Professor Ramadan grew up as a practicing Muslim in Geneva, Switzerland, in a family with a widely known and — for many — controversial history of Egyptian religious and political leadership.  Before we began the formal part of our conversation, Ramadan indicated that in nearly a dozen interviews during his visit to Montreal, he had repeatedly been asked to respond to various controversies surrounding statements he had made in regard to the Middle East and about his grandfather’s role as a founding member of the Muslim Brotherhood.  Rather than recapitulate these issues, forcing Ramadan to reiterate a series of refutations that he was clearly tired of making, I began by asking about his immediate family and his relationship with his parents.  I wanted to know whether and how his parents had cultivated his identity as a Muslim.  In a somewhat surprising turn, Ramadan told me of a childhood marked less by an insistence on becoming and being Muslim than by the instilling of the fundamental value of love.  We begin the conversation below with a discussion of Ramadan’s education and his ongoing work as an advocate for Islam in the West. — David Kyuman Kim

DKK: I’m fascinated by your attraction to Nietzsche as a student.  You wrote your dissertation on him, and I can certainly understand the appeal of his engagement with suffering, as well as the eventual affirmation that you find in his work.  But what attraction was there for you in Nietzsche’s wrestling with nihilism and his characterization of the implosion of Christianity?

TR: You know, many people misunderstand this, because they think that I was coming to Nietzsche because he was very critical towards Christianity, and that, as a Muslim, I was very happy when he said, “God is dead.”  It’s exactly the opposite, in fact.  I read Nietzsche for other reasons.  I read everything that was published.  I had to do this.  I wanted to add to the concept of suffering in Nietzsche’s philosophy, which was Nietzsche as a historian of philosophy.  Because he was, as Heidegger said, the last metaphysician.  And he took a very strong and critical look at everything which was coming out of the Western tradition.  But he was distorting Socrates, Hegel, and even Schopenhauer and other scholars.

DKK: Sure.

TR: But this was very important.  I wanted to read what they said, and to read what he said about what they said, and how he was interpreting them.  And then there was a point that was quite critical for me, which was that Nietzsche, when he was young, was a believer; and then at one point, he asked the question: “Does your faith help you to avoid the very essence of who you are?  Is it, at the end of the day, a question of a power struggle with others?”

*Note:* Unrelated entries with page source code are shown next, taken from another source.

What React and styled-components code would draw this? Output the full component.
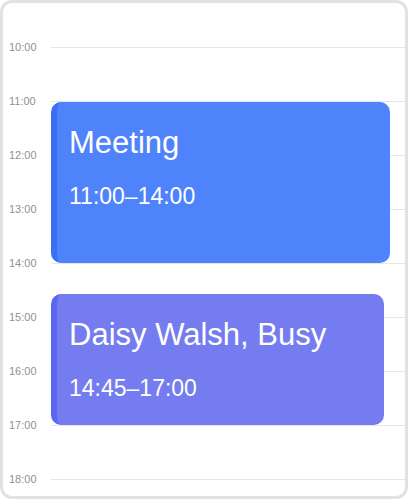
import styled, { createGlobalStyle } from 'styled-components'

const GlobalStyle = createGlobalStyle`
  html, body {
    margin: 0;
    padding: 0;
    background: #ffffff;
    font-family: "Liberation Sans", Arial, sans-serif;
  }
`

const Frame = styled.div`
  box-sizing: border-box;
  width: 408px;
  height: 499px;
  border: 3px solid #e2e2e2;
  border-radius: 12px;
  padding: 17px 0 0 6px;
  overflow: hidden;
  background: #ffffff;
`

const Timeline = styled.div`
  position: relative;
`

const HourRow = styled.div`
  display: grid;
  grid-template-columns: 42px 1fr;
  align-items: center;
  height: 54px;
`

const HourLabel = styled.span`
  font-size: 11px;
  line-height: 14px;
  color: #8d9199;
`

const HourLine = styled.div`
  height: 1px;
  margin-top: 1px;
  background: #e6e6e6;
`

const Event = styled.div`
  position: absolute;
  box-sizing: border-box;
  left: 42px;
  top: ${({ $top }) => $top}px;
  width: ${({ $width }) => $width}px;
  height: ${({ $height }) => $height}px;
  padding: 23px 12px 0 12px;
  border-left: 6px solid ${({ $accent }) => $accent};
  border-radius: 10px;
  background: ${({ $bg }) => $bg};
  color: #ffffff;
`

const EventTitle = styled.div`
  font-size: 31px;
  line-height: 36px;
  margin-bottom: 20px;
  white-space: nowrap;
`

const EventTime = styled.div`
  font-size: 23px;
  line-height: 30px;
`

const hours = ['10:00', '11:00', '12:00', '13:00', '14:00', '15:00', '16:00', '17:00', '18:00']

const events = [
  { id: 1, title: 'Meeting', time: '11:00–14:00', top: 82, height: 161, width: 339, bg: '#4f83fb', accent: '#3a6ff4' },
  { id: 2, title: 'Daisy Walsh, Busy', time: '14:45–17:00', top: 274, height: 131, width: 333, bg: '#757cf0', accent: '#5d66f3' },
]

const App = () => {
  return (
    <>
      <GlobalStyle />
      <Frame>
        <Timeline>
          {hours.map(h => (
            <HourRow key={h}>
              <HourLabel>{h}</HourLabel>
              <HourLine />
            </HourRow>
          ))}
          {events.map(e => (
            <Event key={e.id} $top={e.top} $height={e.height} $width={e.width} $bg={e.bg} $accent={e.accent}>
              <EventTitle>{e.title}</EventTitle>
              <EventTime>{e.time}</EventTime>
            </Event>
          ))}
        </Timeline>
      </Frame>
    </>
  )
}

export default App
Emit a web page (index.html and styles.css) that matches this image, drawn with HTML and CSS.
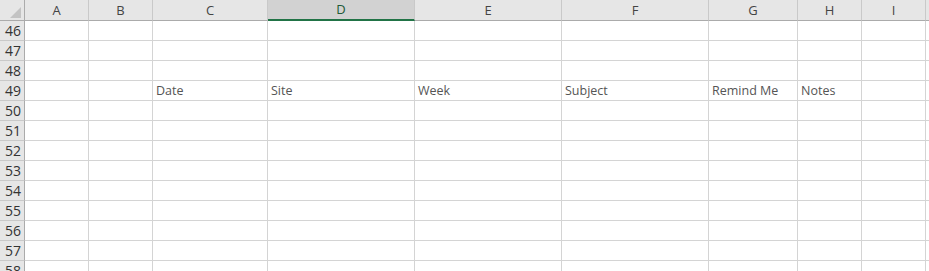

So, from where do you get your power?  From where do you get your confidence?  And, more importantly, from where do you get your answers?  Is it, per se, an answer that you are getting out of your own quest?  Or is it a power struggle and a relationship with the Other?  He was asking a very critical question for me that was. . .

DKK: Deeply existential!

TR: Exactly!  This was an existential question.  But, in the end, it’s really saying, “Tell me what you are doing with your suffering, and I will tell you who you are.”  So, are you using the suffering to transform it into a sense of guilt?  Or are you using the suffering to be a better human being?  And this was the very question, because he said that we are innocent — so use your suffering to be an artist, and not to be someone who is deeply obsessed with the sense of guilt.

DKK: Ressentiment.

TR: Exactly: le ressentiment and le mépris, and this power struggle.  So I would say that this is essential,because in the name of religious love, in the name of this connection with God, we can translate this questfor meaning into a power relationship, and I don’t like that.  But I think that he was asking the criticalquestion, and the central one as well, which was about innocence.  What is innocence in our lives?  And this is a very deep question for the Christian tradition.

DKK: Yes, of course.

TR: What is innocence?  And in the Muslim tradition, the classical Islamic tradition, we say, “the starting point is all about innocence and permission,” but it’s very often distorted by people of power, by people of rules, and I think that Nietzsche is philosophically asking the right question to people dealing with the legal dimensions of religions.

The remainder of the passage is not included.